The Chennai Mathematical Institute, spread across five acres in Siruseri, proposes to implement a grey water recycling system in its premises.
The project, in its first phase, would be designed to treat about 2,000 litres of used water. Grey water refers to waste water produced after cleaning, washing and bathing. The treated water could be used for gardening or ground water recharge.
Grey water is easier to treat than black water or water from toilets. This is because black water is loaded with pathogens that are difficult to get rid of through a simple treatment system. Sultan Ahmed Ismail, Managing Director of Ecoscience Research Foundation,
who designed the project for the Chennai Mathematical Institute, said that root zone treatment would be used to treat the grey water.

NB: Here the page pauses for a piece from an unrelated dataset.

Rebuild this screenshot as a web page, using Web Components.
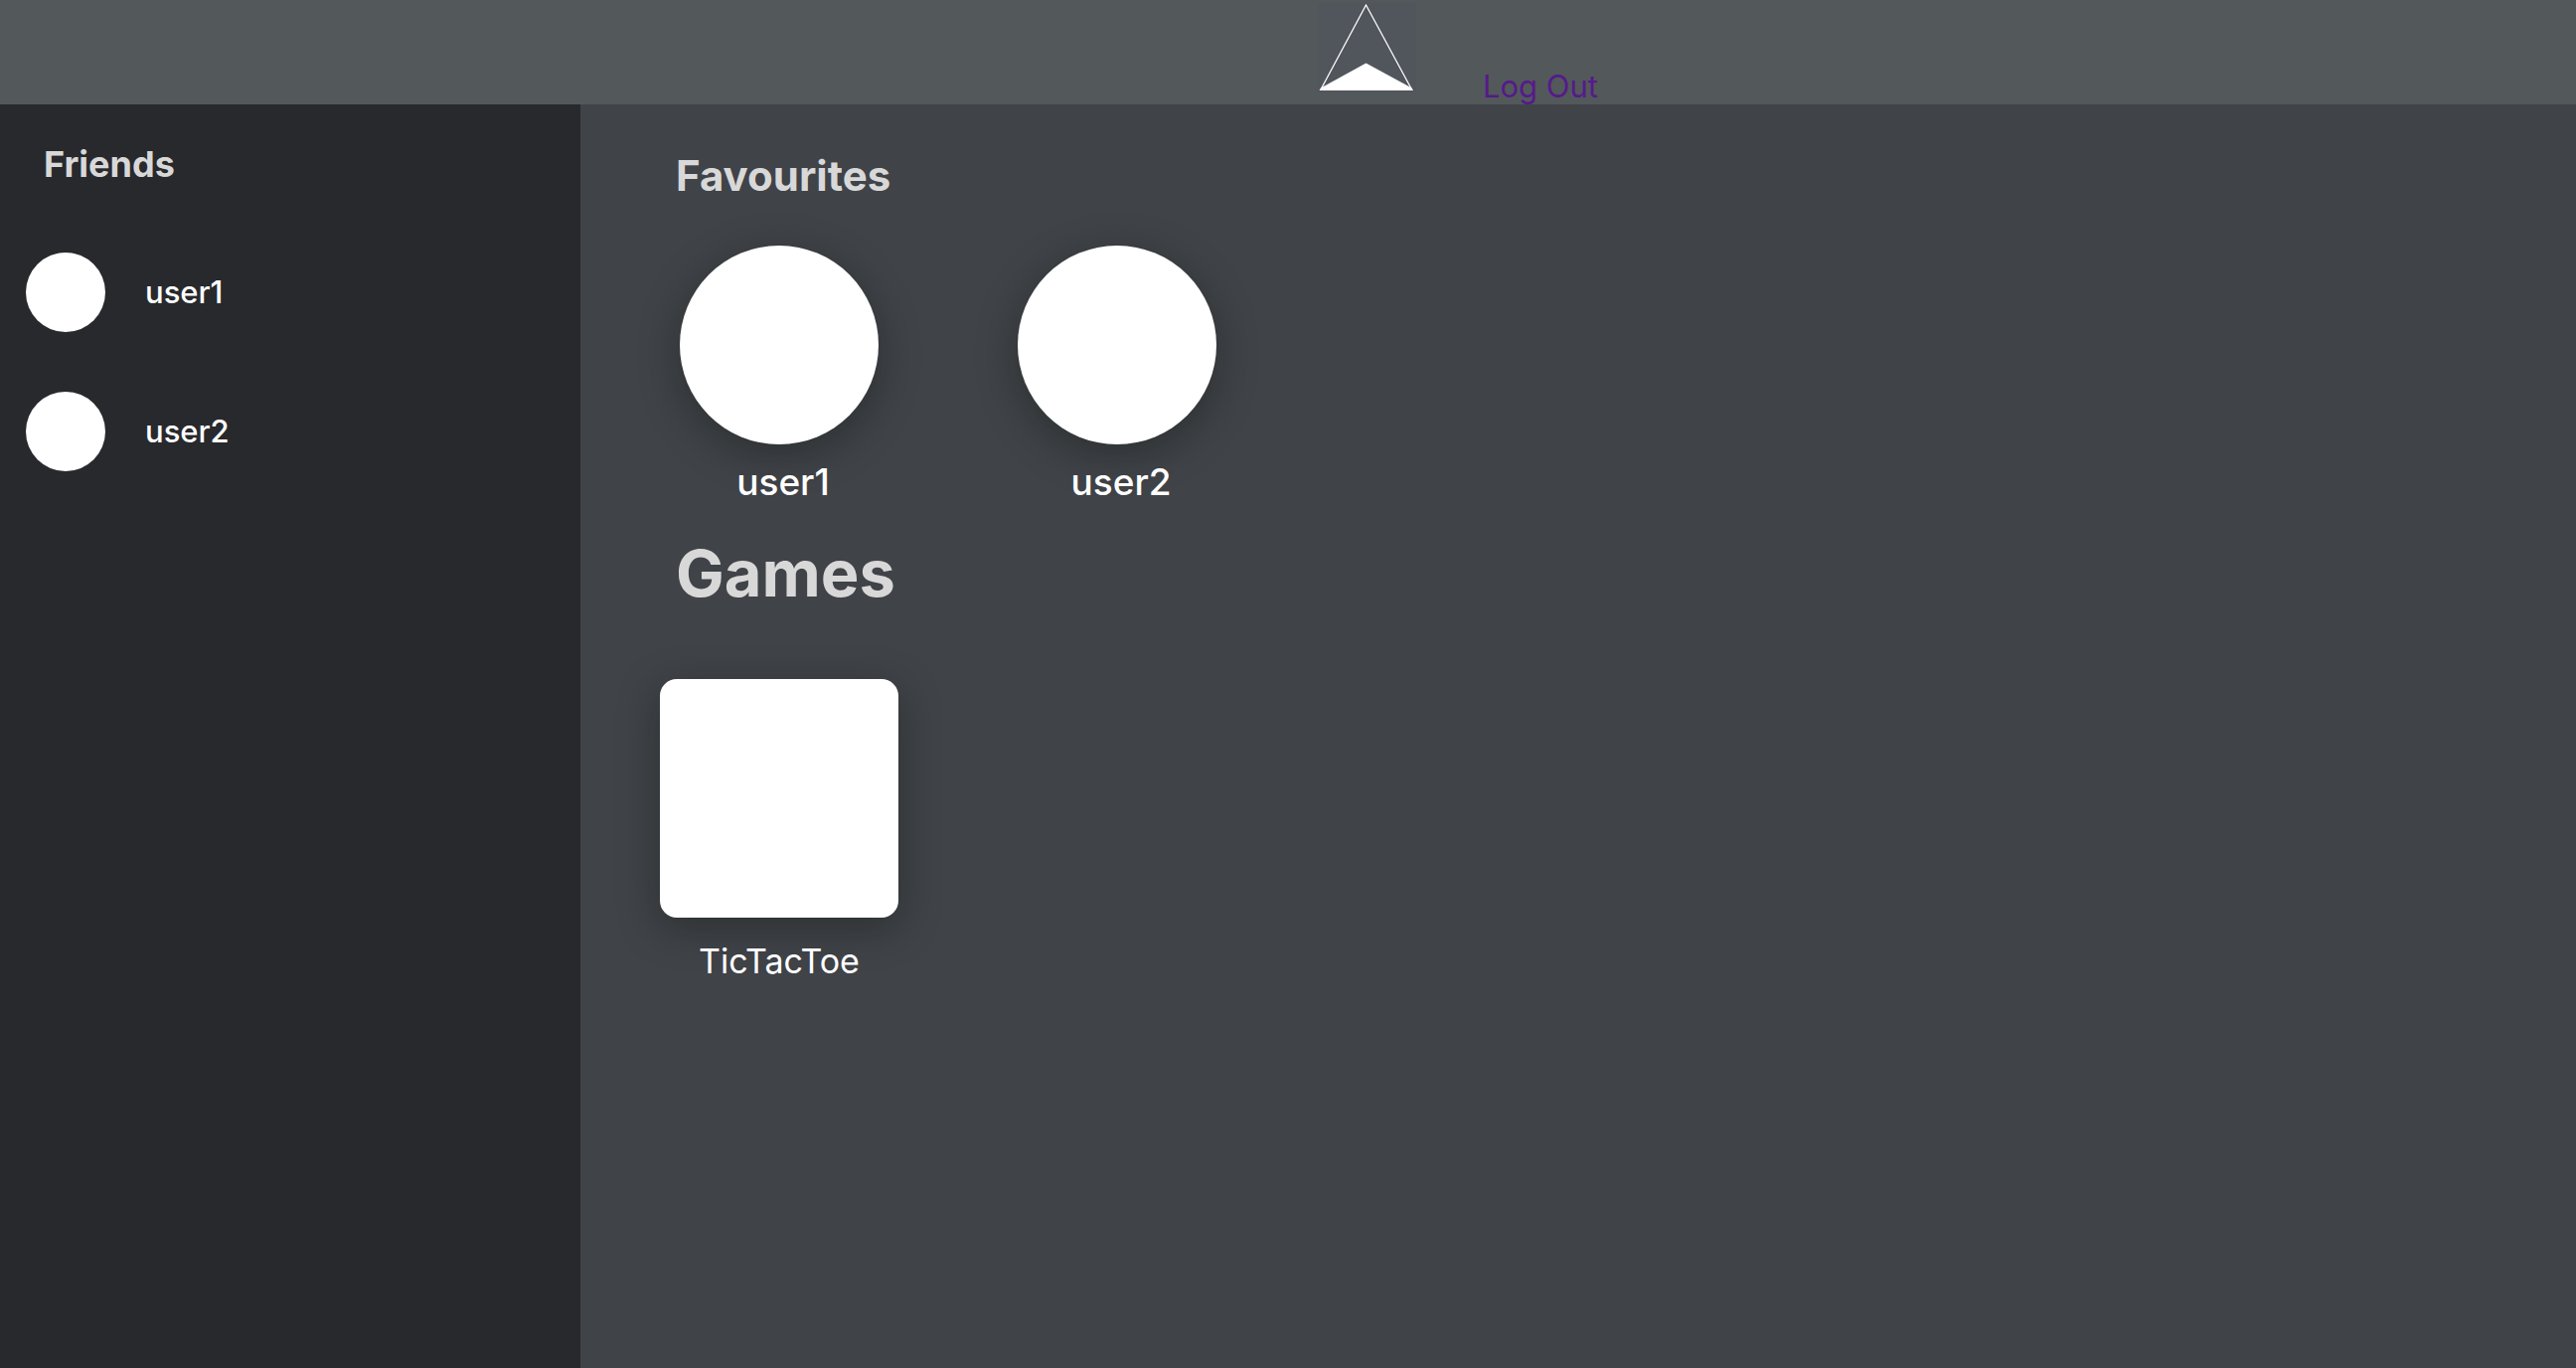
<!DOCTYPE html>
<html lang="en">
<head>
<meta charset="utf-8">
<title>Games</title>
<style>
  html, body { margin: 0; min-height: 100%; background: #404348; }
  body { font-family: Inter, "Open Sans", sans-serif; color: #fff; }
</style>
</head>
<body>
<game-app></game-app>
<script>
const define = (name, html) => {
  const template = document.createElement('template');
  template.innerHTML = html;
  customElements.define(name, class extends HTMLElement {
    constructor() {
      super();
      this.attachShadow({ mode: 'open' }).append(template.content.cloneNode(true));
    }
  });
};

define('app-logo', `
  <style>
    :host { display: block; }
    svg { display: block; width: 99px; height: 96px; }
  </style>
  <svg viewBox="0 0 99 96" role="img" aria-label="Logo">
    <rect y="3" width="99" height="90" fill="#51565c"/>
    <path d="M48.500 5 L3 90 H94.500 Z" fill="none" stroke="#fff" stroke-width="1.300"/>
    <path d="M48.500 63.500 L94.500 88.500 L96 91 H1.500 L3 88.500 Z" fill="#fff"/>
  </svg>`);

define('app-header', `
  <style>
    :host { display: flex; justify-content: center; gap: 67px; height: 105px; padding-left: 342px; background: #53585b; box-sizing: border-box; }
    a { align-self: flex-end; font-size: 31px; line-height: 36px; color: #551a8b; text-decoration: none; }
  </style>
  <app-logo></app-logo>
  <a href="#logout">Log Out</a>`);

define('friend-item', `
  <style>
    :host { display: flex; align-items: center; gap: 40px; font-size: 31px; line-height: 40px; font-weight: 500; }
    .avatar { width: 80px; height: 80px; border-radius: 50%; background: #fff; }
  </style>
  <div class="avatar"></div><span><slot></slot></span>`);

define('friends-panel', `
  <style>
    :host { display: block; flex: 0 0 584px; box-sizing: border-box; padding: 36px 26px; background: #28292d; }
    h2 { margin: 0 0 65px; padding-left: 18px; font-size: 36px; line-height: 48px; font-weight: 700; color: #d8d8d8; }
    .list { display: flex; flex-direction: column; gap: 60px; }
  </style>
  <h2>Friends</h2>
  <div class="list"><slot></slot></div>`);

define('favourite-item', `
  <style>
    :host { display: flex; flex-direction: column; align-items: center; gap: 14px; width: 200px; font-size: 37px; line-height: 48px; font-weight: 500; }
    .avatar { width: 200px; height: 200px; border-radius: 50%; background: #fff; box-shadow: 0 10px 40px rgba(8,16,8,.36); }
    span { padding-left: 8px; }
  </style>
  <div class="avatar"></div><span><slot></slot></span>`);

define('game-card', `
  <style>
    :host { display: flex; flex-direction: column; align-items: center; gap: 20px; width: 240px; font-size: 34px; line-height: 48px; }
    .cover { width: 240px; height: 240px; border-radius: 17px; background: #fff; box-shadow: 0 10px 40px rgba(8,16,8,.36); }
  </style>
  <div class="cover"></div><span><slot></slot></span>`);

define('game-app', `
  <style>
    :host { display: flex; flex-direction: column; min-height: 100vh; }
    .body { display: flex; flex: 1; }
    main { flex: 1; padding: 48px 80px; }
    h1, h2 { margin: 0; padding-left: 16px; color: #d8d8d8; font-weight: 700; }
    h2 { font-size: 42px; line-height: 48px; }
    h1 { font-size: 65px; line-height: 80px; }
    .favourites { display: flex; gap: 140px; padding: 46px 20px 28px; }
    .games { display: flex; gap: 100px; padding-top: 66px; }
  </style>
  <app-header></app-header>
  <div class="body">
    <friends-panel>
      <friend-item>user1</friend-item>
      <friend-item>user2</friend-item>
    </friends-panel>
    <main>
      <h2>Favourites</h2>
      <div class="favourites">
        <favourite-item>user1</favourite-item>
        <favourite-item>user2</favourite-item>
      </div>
      <h1>Games</h1>
      <div class="games"><game-card>TicTacToe</game-card></div>
    </main>
  </div>`);
</script>
</body>
</html>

The principle behind the system is quite simple. Grey water is allowed to flow through a horizontal filter that is three metres long, two metres wide and 30 centrimetres deep. The water is passed through a filter of pebbles and gravel. The water also passes
through a reed bed, which is slightly sloped so that the water flows easily.
Root zone treatment The reed bed is crucial to the water treatment. The best plants to use for the reed bed include Canna (kal vaazhai), Banana and Colocasia (a yam). The plants keep the soil partially aerobic by pumping atmospheric oxygen
to the roots, where some micro organisms live. These bacteria help in the break down on any suspended solids in the grey water.
Once the first phase of the project is fully operational, Mr. Ismail also proposes to treat black water through a more elaborate technology. A composting shed for solid waste management is also being planned.
Chennai Mathematical Institute is an autonomous institution for teaching and research in Mathematical Sciences. It is supported by the Department of Atomic Energy.